* _STATED GOAL_
Repeat only the lines running from the beginning of the material through the line that contains "on the right.".

--- START OF SOURCE EXCERPT ---

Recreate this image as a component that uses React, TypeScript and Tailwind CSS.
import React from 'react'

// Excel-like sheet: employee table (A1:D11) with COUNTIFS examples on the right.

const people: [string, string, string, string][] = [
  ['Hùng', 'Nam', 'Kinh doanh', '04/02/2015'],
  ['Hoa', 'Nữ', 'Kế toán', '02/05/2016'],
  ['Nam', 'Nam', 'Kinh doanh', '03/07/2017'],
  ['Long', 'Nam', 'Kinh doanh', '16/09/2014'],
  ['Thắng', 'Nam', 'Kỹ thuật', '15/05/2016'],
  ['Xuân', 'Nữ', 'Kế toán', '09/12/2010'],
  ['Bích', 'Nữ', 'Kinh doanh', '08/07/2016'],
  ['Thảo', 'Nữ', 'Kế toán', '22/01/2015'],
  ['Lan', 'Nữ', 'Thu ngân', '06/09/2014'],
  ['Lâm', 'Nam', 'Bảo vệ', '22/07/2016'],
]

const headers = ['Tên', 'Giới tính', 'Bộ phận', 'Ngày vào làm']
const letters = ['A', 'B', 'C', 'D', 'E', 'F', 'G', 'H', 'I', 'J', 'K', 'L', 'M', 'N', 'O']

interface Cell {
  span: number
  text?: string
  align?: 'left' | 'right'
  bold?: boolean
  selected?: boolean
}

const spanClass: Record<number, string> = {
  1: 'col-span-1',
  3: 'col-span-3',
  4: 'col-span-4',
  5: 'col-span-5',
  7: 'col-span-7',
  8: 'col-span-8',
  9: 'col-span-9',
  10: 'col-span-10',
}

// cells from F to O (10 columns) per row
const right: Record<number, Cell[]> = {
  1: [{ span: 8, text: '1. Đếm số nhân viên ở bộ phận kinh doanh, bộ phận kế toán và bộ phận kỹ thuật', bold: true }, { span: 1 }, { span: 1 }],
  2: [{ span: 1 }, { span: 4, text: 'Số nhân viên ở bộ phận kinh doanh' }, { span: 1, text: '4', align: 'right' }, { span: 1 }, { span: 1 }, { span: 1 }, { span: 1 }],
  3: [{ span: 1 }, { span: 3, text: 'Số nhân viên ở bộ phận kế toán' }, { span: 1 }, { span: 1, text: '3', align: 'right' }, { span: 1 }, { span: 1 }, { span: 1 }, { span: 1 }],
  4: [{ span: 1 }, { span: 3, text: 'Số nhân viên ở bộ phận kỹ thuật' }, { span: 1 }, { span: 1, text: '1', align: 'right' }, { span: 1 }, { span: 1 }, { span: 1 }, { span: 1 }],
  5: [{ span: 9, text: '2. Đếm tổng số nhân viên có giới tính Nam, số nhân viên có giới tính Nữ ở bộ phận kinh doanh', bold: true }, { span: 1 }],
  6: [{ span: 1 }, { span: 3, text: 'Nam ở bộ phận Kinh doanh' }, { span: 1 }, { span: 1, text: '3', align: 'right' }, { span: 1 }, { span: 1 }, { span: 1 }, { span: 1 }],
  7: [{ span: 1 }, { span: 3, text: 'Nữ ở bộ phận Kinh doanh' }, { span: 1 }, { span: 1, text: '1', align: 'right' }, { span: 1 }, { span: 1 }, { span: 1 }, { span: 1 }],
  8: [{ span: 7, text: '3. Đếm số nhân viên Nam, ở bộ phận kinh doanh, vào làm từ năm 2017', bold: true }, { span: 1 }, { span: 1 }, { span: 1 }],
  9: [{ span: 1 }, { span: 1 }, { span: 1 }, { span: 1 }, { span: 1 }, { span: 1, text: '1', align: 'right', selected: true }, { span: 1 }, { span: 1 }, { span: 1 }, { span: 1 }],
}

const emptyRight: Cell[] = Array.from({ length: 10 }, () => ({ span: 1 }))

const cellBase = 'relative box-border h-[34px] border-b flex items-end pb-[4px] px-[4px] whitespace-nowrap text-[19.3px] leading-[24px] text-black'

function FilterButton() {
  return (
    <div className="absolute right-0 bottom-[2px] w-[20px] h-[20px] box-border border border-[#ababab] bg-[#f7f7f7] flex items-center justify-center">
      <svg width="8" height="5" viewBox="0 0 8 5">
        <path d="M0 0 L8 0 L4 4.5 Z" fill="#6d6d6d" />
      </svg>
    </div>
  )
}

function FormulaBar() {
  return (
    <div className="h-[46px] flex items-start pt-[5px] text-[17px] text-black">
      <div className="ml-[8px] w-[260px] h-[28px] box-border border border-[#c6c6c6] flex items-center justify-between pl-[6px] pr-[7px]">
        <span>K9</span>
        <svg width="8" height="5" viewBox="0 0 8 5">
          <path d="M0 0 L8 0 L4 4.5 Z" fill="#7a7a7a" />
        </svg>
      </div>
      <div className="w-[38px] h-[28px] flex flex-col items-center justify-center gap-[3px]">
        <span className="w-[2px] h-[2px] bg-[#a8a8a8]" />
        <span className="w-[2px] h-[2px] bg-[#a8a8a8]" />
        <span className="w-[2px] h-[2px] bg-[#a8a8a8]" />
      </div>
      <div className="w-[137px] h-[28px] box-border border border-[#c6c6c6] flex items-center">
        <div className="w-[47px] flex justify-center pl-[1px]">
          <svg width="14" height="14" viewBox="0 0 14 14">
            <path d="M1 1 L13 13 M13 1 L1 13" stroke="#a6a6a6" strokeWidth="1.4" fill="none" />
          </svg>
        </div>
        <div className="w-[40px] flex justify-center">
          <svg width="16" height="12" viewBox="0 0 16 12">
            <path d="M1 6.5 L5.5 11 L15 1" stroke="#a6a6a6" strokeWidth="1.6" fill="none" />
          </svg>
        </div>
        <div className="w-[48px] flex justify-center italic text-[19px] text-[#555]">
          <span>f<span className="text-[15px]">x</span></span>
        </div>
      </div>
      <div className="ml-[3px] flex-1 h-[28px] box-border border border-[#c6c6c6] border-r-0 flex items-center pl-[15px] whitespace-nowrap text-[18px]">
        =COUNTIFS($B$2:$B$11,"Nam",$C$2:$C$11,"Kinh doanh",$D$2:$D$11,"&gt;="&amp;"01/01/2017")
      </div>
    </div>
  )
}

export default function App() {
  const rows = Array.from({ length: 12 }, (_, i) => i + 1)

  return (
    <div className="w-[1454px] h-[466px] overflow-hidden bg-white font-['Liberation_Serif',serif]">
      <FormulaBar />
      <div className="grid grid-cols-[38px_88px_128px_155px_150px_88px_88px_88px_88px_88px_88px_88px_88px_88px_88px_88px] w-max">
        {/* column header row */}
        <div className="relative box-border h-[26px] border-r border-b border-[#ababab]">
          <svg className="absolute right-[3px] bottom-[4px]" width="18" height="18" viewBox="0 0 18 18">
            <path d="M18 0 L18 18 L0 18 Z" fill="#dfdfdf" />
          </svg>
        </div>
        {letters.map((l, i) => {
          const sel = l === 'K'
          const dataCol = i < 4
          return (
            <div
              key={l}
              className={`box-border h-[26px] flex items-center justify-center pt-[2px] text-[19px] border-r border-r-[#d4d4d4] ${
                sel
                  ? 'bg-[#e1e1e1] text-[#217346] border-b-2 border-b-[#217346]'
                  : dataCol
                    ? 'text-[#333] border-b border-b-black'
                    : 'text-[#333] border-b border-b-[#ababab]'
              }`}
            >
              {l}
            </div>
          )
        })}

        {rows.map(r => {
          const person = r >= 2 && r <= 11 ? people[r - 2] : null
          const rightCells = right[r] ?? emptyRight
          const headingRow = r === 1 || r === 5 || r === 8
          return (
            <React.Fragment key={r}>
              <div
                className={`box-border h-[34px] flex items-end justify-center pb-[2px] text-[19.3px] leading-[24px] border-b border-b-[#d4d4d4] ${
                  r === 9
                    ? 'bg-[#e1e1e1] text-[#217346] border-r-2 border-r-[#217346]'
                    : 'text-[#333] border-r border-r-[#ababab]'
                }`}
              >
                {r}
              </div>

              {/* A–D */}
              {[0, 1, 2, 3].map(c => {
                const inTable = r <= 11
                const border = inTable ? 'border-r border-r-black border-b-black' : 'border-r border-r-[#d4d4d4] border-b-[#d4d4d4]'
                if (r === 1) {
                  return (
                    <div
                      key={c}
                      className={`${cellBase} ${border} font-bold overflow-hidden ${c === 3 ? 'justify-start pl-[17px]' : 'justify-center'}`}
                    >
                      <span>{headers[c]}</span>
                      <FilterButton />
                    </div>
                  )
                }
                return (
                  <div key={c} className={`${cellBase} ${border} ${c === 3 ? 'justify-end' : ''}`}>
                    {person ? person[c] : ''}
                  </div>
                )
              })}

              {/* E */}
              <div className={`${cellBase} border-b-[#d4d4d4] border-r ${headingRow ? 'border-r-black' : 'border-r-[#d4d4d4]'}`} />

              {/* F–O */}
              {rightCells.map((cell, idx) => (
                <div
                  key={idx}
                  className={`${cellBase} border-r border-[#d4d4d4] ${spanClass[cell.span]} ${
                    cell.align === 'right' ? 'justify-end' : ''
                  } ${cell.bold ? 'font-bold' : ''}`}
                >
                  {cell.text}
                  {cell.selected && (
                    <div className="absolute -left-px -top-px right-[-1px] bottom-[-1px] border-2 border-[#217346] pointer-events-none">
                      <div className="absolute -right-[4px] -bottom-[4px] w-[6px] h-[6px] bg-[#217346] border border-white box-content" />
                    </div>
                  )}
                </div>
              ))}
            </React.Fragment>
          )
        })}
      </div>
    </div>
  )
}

--- END OF SOURCE EXCERPT ---

* _CORRECT OUTPUT_
Recreate this image as a component that uses React, TypeScript and Tailwind CSS.
import React from 'react'

// Excel-like sheet: employee table (A1:D11) with COUNTIFS examples on the right.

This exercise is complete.